С каким волнением её читаешь! Точно в трагедии играешь. Каждый вздох, каждый нюанс подсказан. “Преувеличенно — то есть ”. “Но в час, когда поезд подан — вручающий ”. "Коммерческими тайнами и бальным порошком”. “Значит не надо, Значит не надо"...33

Тут живое, со слуха, что все эти дни при мне, как “моё с неба свалившееся счастье”, “родная”, “удивительная", “Марина”, или любой другой безотчётный звук, какой, засуча рукава, ты можешь достать с моего дна...

Какой ты большой, дьявольски большой артист, Марина! Но о Поэме больше ни слова, а то придется бросить тебя, бросить работу, бросить своих и, сев ко всем вам спиною, без конца писать об искусстве... о никем никогда по-настоящему не обсуждённом откровении объективности, о даре тождественности с миром, потому что в самый центр этих высот бьёт твой прицел, как всякое истинное творение.

Только небольшое замечание об одном выраженье.

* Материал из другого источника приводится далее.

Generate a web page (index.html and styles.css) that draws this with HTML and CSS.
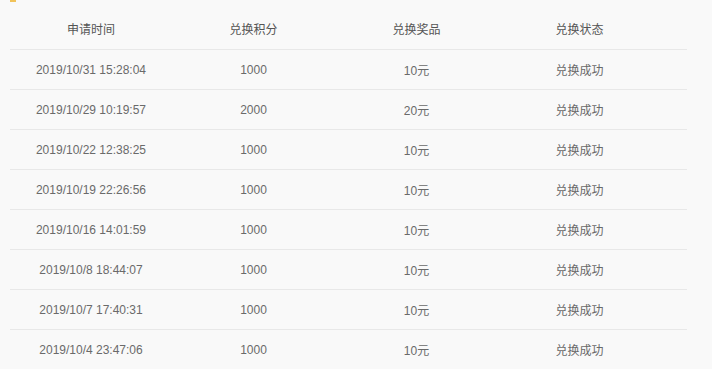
FILE: index.html
```html
<!DOCTYPE html>
<html>
<head>
<meta charset="utf-8">
<link rel="stylesheet" href="styles.css">
</head>
<body>
<div class="panel">
  <div class="topbar"><span class="mark"></span></div>
  <div class="table">
    <div class="row head">
      <div class="cell">申请时间</div><div class="cell">兑换积分</div><div class="cell">兑换奖品</div><div class="cell">兑换状态</div>
    </div>
    <div class="row"><div class="cell">2019/10/31 15:28:04</div><div class="cell">1000</div><div class="cell">10元</div><div class="cell">兑换成功</div></div>
    <div class="row"><div class="cell">2019/10/29 10:19:57</div><div class="cell">2000</div><div class="cell">20元</div><div class="cell">兑换成功</div></div>
    <div class="row"><div class="cell">2019/10/22 12:38:25</div><div class="cell">1000</div><div class="cell">10元</div><div class="cell">兑换成功</div></div>
    <div class="row"><div class="cell">2019/10/19 22:26:56</div><div class="cell">1000</div><div class="cell">10元</div><div class="cell">兑换成功</div></div>
    <div class="row"><div class="cell">2019/10/16 14:01:59</div><div class="cell">1000</div><div class="cell">10元</div><div class="cell">兑换成功</div></div>
    <div class="row"><div class="cell">2019/10/8 18:44:07</div><div class="cell">1000</div><div class="cell">10元</div><div class="cell">兑换成功</div></div>
    <div class="row"><div class="cell">2019/10/7 17:40:31</div><div class="cell">1000</div><div class="cell">10元</div><div class="cell">兑换成功</div></div>
    <div class="row last"><div class="cell">2019/10/4 23:47:06</div><div class="cell">1000</div><div class="cell">10元</div><div class="cell">兑换成功</div></div>
  </div>
</div>
</body>
</html>
```
FILE: styles.css
```css
html, body {
  margin: 0;
  padding: 0;
  background: #ffffff;
  font-family: "Liberation Sans", "Noto Sans CJK SC", sans-serif;
  font-size: 12px;
  color: #6a6a6a;
}
.panel {
  width: 712px;
  height: 369px;
  background: #f9f9f9;
  overflow: hidden;
}
.topbar {
  height: 8px;
  padding-left: 10px;
}
.mark {
  display: block;
  width: 6px;
  height: 2px;
  background: #f1c35a;
}
.table {
  margin-left: 10px;
  width: 677px;
}
.row {
  display: grid;
  grid-template-columns: 162px 163px 163px 163px 1fr;
  height: 39px;
  align-items: center;
  border-bottom: 1px solid #e8e8e8;
}
.row.head {
  height: 41px;
  color: #555;
}
.row.last {
  border-bottom: none;
}
.cell {
  text-align: center;
}
```
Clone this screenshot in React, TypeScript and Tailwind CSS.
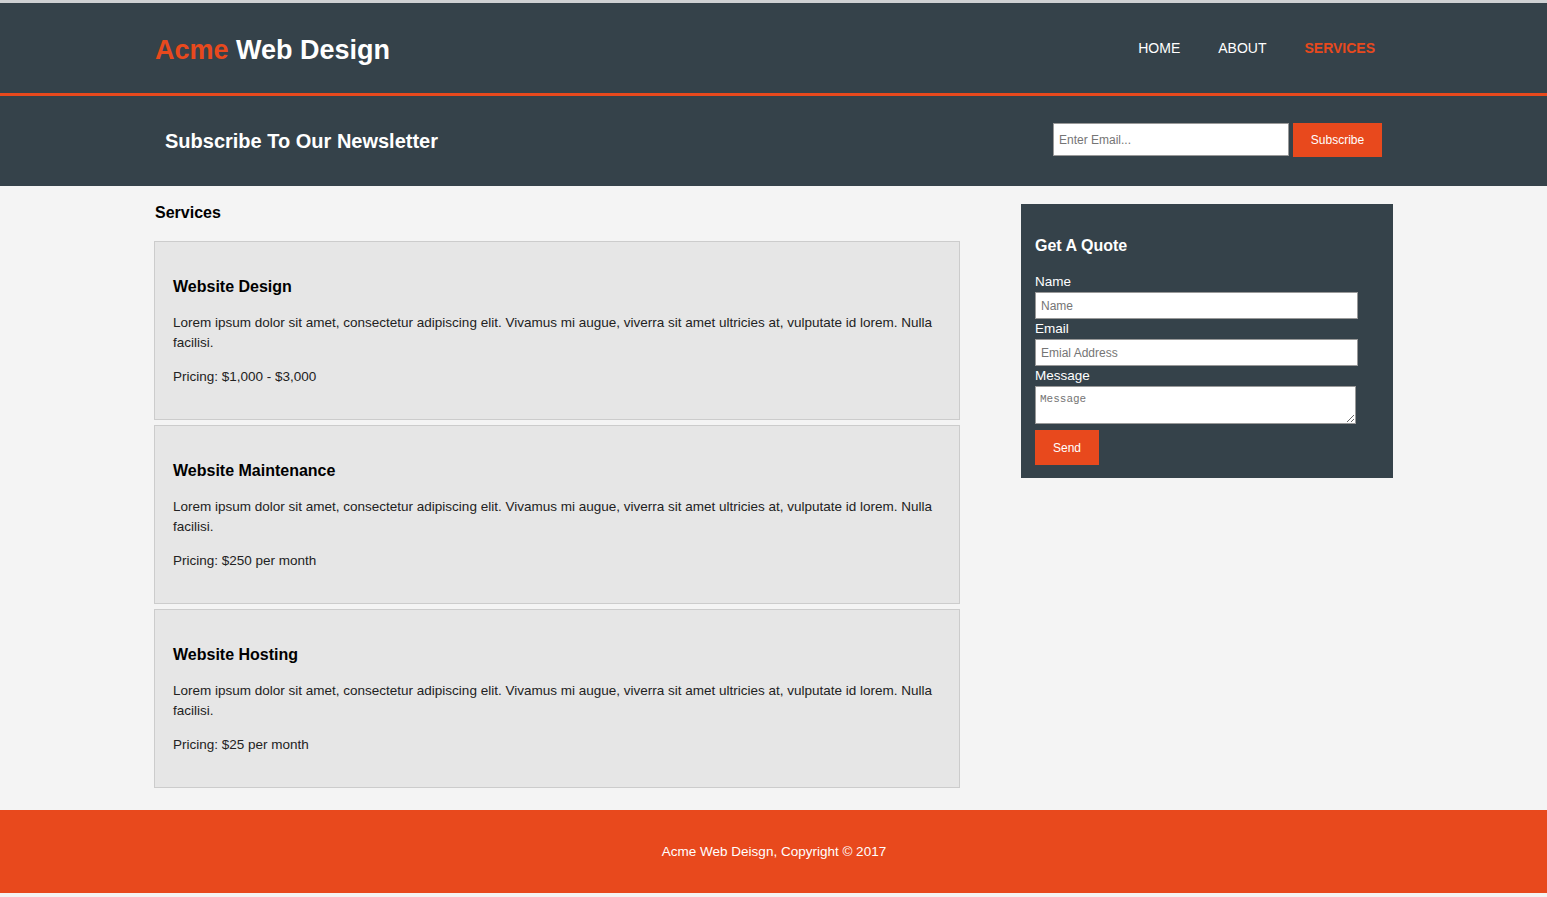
const services = [
  { title: "Website Design", price: "Pricing: $1,000 - $3,000" },
  { title: "Website Maintenance", price: "Pricing: $250 per month" },
  { title: "Website Hosting", price: "Pricing: $25 per month" },
];

const lorem =
  "Lorem ipsum dolor sit amet, consectetur adipiscing elit. Vivamus mi augue, viverra sit amet ultricies at, vulputate id lorem. Nulla facilisi.";

const App = () => (
  <div className="min-h-[897px] bg-[#f4f4f4] font-['Liberation_Sans',Arial,sans-serif] text-[13.5px] leading-[20px] text-[#222]">
    <div className="h-[3px] bg-[#cfd1d3]" />
    <header className="h-[93px] border-b-[3px] border-[#e8491d] bg-[#35424a] text-white">
      <div className="mx-auto flex h-[90px] w-[1239px] items-center justify-between">
        <h1 className="ml-[1px] mt-[3px] text-[27px] font-bold leading-[32px]">
          <span className="text-[#e8491d]">Acme</span> Web Design
        </h1>
        <nav className="mr-[-1px] flex">
          <a className="px-[19px] text-[14px] uppercase">Home</a>
          <a className="px-[19px] text-[14px] uppercase">About</a>
          <a className="px-[19px] text-[14px] font-bold uppercase text-[#e8491d]">Services</a>
        </nav>
      </div>
    </header>

    <section className="h-[90px] bg-[#35424a] text-white">
      <div className="mx-auto flex h-full w-[1239px] items-center justify-between">
        <h2 className="ml-[11px] text-[20px] font-bold">Subscribe To Our Newsletter</h2>
        <form className="mr-[11px] mt-[-3px] flex items-center gap-[4px]">
          <input
            type="email"
            placeholder="Enter Email..."
            className="h-[33px] w-[236px] border border-[#999] bg-white px-[5px] text-[12px] text-black placeholder:text-[#757575]"
          />
          <button type="button" className="h-[34px] w-[89px] bg-[#e8491d] text-[12px] text-white">
            Subscribe
          </button>
        </form>
      </div>
    </section>

    <div className="mx-auto flex w-[1239px] justify-between">
      <main className="w-[806px]">
        <h1 className="ml-[1px] mt-[17px] text-[16px] font-bold leading-[20px] text-black">Services</h1>
        <ul className="mt-[18px]">
          {services.map((s, i) => (
            <li
              key={s.title}
              className={`${i > 0 ? "mt-[5px]" : ""} border border-[#cccccc] bg-[#e6e6e6] px-[18px] pt-[18px] pb-[18px]`}
            >
              <h3 className="mt-[17px] text-[16px] font-bold leading-[20px] text-black">{s.title}</h3>
              <p className="mt-[16px] mb-[14px]">{lorem}</p>
              <p className="mb-[14px]">{s.price}</p>
            </li>
          ))}
        </ul>
      </main>

      <aside className="mt-[18px] h-[274px] w-[372px] bg-[#35424a] p-[14px] text-white">
        <h3 className="mt-[18px] text-[16px] font-bold leading-[20px]">Get A Quote</h3>
        <form className="mt-[15px]">
          <label className="block leading-[21px]">Name</label>
          <input
            placeholder="Name"
            className="block h-[27px] w-[323px] border border-[#999] bg-white px-[5px] text-[12px] text-black placeholder:text-[#757575]"
          />
          <label className="block">Email</label>
          <input
            placeholder="Emial Address"
            className="block h-[27px] w-[323px] border border-[#999] bg-white px-[5px] text-[12px] text-black placeholder:text-[#757575]"
          />
          <label className="block">Message</label>
          <textarea
            placeholder="Message"
            className="block h-[38px] w-[321px] resize border border-[#999] bg-white px-[4px] pt-[5px] font-['Liberation_Mono',monospace] text-[11px] leading-[14px] text-black placeholder:text-[#757575]"
          />
          <button type="button" className="mt-[6px] h-[35px] w-[64px] bg-[#e8491d] text-[12px] text-white">
            Send
          </button>
        </form>
      </aside>
    </div>

    <footer className="mt-[22px] flex h-[83px] items-center justify-center bg-[#e8491d] text-[13.5px] text-white">
      <p className="ml-[1px]">Acme Web Deisgn, Copyright © 2017</p>
    </footer>
  </div>
);

export default App;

Я боюсь, что у нас не во всем совпадает лексикон. Слова “артист” и “объективность” могли быть оставлены тобой... я же их захватил с собой.

...Ты объективна, ты главным образом талантлива - гениальна. Последнее слово зачеркни, пожалуйста. В личном употреблении это галерочное, парикмахерское слово. Когда я с ним сталкивался, мне становилось не по себе, как, вероятно, и тебе. Его когда-нибудь о тебе скажут - или не скажут. Всё равно, не отрицательная гадательная такса, а положительная загадочность слова висит всегда над тобой воздушной крышей, под которую, год за годом, ты выводишь свою физику.